***** INFORMATION SUPPLIED *****

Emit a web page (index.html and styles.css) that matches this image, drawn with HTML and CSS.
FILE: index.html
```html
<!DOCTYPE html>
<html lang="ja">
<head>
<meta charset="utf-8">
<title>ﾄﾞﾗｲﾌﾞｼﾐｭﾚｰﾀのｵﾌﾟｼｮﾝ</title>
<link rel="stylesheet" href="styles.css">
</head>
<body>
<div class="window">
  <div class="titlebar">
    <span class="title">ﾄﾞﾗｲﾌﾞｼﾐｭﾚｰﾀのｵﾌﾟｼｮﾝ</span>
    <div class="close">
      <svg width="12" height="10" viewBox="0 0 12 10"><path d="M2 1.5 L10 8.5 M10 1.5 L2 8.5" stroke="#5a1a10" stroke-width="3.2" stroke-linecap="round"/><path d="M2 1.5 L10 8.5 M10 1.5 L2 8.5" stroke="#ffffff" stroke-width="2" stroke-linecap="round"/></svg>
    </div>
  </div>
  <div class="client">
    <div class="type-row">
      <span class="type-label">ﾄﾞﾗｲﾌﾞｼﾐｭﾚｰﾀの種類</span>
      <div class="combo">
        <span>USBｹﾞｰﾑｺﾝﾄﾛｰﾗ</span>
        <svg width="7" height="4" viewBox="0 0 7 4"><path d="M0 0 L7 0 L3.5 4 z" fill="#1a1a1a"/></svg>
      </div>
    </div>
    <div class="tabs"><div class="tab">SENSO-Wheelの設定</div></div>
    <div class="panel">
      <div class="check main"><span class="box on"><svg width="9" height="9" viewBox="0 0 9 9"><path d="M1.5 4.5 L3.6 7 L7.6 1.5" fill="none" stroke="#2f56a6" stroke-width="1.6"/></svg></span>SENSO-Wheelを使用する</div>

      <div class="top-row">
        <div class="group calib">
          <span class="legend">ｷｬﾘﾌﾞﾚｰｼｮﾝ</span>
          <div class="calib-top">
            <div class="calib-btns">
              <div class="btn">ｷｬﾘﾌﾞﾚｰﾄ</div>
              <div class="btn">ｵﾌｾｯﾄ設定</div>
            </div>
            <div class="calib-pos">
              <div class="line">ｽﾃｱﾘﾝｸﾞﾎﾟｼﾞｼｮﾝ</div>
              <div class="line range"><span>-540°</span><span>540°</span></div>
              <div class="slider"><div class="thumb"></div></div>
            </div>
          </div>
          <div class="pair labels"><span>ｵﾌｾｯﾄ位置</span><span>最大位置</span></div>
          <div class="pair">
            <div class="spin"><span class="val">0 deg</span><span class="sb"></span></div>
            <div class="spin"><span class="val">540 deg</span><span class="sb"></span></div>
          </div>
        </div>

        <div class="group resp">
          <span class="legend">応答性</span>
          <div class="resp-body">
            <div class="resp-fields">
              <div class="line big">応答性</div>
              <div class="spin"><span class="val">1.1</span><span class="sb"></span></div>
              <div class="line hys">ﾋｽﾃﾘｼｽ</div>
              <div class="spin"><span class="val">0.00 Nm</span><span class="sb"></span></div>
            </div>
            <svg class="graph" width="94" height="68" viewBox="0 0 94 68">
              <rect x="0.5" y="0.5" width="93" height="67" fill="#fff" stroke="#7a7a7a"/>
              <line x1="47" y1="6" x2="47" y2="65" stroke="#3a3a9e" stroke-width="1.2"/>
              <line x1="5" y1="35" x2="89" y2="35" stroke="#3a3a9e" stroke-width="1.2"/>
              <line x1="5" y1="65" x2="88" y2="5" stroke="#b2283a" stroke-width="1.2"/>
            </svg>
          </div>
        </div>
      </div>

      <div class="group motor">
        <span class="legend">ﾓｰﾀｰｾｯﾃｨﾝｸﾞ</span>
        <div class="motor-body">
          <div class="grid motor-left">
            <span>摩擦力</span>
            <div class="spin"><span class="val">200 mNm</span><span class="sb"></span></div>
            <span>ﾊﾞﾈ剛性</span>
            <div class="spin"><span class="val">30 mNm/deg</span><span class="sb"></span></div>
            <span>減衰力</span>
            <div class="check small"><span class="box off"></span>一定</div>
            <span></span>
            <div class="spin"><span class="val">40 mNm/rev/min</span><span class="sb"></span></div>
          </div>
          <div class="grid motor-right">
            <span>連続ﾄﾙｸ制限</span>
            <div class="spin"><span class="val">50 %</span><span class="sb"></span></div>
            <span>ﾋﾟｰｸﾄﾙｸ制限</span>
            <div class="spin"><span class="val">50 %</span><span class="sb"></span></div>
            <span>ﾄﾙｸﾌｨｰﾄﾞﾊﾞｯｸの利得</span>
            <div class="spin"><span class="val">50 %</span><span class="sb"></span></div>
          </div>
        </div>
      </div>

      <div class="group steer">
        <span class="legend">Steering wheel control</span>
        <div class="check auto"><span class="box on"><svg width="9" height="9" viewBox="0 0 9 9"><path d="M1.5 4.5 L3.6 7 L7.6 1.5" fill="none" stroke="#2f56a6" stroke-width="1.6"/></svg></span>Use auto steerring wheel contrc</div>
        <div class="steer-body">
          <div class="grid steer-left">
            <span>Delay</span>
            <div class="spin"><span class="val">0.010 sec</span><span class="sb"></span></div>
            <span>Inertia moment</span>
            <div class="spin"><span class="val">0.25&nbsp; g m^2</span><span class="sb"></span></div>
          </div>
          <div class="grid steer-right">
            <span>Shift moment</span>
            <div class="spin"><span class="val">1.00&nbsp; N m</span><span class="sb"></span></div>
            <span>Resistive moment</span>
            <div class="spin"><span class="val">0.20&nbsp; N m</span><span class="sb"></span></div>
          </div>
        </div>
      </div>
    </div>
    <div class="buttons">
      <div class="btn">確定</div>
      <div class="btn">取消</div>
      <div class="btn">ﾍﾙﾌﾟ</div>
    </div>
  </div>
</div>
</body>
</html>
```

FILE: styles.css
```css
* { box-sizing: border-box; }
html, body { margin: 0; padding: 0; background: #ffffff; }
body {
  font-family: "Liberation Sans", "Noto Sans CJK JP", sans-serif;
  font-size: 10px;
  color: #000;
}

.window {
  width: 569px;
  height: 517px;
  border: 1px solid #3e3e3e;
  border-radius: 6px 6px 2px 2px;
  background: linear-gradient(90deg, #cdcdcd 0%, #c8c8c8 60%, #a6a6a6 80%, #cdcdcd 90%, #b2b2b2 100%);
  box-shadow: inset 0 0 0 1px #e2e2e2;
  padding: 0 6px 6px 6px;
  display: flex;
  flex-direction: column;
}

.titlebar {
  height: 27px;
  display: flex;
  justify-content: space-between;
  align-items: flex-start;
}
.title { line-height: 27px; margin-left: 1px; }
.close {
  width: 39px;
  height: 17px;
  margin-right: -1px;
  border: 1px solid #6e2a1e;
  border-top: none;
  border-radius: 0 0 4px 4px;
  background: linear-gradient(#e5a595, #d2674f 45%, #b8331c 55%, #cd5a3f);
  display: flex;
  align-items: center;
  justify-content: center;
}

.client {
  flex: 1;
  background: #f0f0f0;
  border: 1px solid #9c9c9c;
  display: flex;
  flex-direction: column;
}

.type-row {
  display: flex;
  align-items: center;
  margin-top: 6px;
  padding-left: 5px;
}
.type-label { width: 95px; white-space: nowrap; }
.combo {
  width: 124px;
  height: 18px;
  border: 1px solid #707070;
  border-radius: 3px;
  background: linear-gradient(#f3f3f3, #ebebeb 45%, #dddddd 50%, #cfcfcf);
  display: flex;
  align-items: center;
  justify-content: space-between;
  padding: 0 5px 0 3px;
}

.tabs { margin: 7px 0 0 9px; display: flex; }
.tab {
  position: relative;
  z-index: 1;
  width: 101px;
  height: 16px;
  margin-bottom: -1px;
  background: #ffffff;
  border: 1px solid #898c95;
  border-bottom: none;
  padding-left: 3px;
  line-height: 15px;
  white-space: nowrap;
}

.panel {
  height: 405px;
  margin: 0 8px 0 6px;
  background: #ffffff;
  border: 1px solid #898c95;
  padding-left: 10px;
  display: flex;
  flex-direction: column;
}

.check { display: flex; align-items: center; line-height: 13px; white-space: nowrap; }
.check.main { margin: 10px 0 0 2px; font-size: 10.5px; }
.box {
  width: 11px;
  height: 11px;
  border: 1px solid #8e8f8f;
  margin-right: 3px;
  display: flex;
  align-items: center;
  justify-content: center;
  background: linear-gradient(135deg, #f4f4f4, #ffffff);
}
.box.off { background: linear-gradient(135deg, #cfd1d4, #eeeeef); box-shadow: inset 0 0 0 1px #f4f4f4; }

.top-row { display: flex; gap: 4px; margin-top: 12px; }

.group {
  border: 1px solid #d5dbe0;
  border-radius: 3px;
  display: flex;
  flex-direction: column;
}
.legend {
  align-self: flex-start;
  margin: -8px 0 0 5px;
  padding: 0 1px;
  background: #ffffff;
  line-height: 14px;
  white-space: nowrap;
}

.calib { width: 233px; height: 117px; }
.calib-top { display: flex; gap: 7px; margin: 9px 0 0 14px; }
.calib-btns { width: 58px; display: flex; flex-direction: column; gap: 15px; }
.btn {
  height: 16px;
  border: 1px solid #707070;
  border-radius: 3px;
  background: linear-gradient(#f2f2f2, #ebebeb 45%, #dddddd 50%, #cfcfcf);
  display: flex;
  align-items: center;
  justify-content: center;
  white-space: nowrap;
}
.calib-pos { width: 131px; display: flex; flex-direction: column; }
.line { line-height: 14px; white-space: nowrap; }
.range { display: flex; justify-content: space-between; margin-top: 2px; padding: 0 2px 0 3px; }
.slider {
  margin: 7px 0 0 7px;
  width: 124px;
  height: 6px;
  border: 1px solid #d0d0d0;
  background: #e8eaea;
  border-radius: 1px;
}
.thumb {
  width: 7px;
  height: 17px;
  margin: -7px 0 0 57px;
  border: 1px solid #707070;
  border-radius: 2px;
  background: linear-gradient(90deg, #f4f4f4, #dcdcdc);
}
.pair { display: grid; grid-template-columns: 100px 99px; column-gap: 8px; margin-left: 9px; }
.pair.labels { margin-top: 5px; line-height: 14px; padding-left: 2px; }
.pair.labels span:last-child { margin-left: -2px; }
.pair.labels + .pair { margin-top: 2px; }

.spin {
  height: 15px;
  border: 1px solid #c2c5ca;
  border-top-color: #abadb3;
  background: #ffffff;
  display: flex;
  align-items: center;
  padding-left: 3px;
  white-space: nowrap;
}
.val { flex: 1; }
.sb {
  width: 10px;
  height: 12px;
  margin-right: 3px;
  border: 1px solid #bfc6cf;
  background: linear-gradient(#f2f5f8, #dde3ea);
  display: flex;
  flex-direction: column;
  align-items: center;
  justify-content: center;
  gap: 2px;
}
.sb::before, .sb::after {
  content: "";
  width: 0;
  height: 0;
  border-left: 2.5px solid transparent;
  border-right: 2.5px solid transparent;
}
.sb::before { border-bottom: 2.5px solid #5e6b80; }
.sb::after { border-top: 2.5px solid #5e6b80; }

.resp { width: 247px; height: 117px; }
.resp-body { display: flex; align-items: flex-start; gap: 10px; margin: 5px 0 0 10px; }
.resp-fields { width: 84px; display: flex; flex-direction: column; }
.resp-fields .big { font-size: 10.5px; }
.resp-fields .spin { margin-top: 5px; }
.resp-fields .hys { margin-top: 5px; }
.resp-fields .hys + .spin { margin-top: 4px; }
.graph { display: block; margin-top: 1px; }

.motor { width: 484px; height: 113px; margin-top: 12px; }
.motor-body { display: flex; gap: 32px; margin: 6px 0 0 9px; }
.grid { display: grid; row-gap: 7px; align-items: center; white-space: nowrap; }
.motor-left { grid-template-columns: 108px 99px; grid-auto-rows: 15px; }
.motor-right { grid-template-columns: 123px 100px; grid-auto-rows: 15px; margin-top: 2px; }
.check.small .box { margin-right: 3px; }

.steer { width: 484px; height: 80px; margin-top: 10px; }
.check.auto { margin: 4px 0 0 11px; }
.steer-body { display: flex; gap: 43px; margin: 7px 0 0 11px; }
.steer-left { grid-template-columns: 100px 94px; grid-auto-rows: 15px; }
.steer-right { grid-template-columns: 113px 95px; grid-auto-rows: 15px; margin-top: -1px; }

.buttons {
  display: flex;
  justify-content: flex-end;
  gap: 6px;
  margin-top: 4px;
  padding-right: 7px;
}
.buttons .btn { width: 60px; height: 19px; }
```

*****

_SET EXERCISE:_ Search the material above for "index". Pull out each line where it shows up.

_EXERCISE RESPONSE:_
Emit a web page (index.html and styles.css) that matches this image, drawn with HTML and CSS.
FILE: index.html
  z-index: 1;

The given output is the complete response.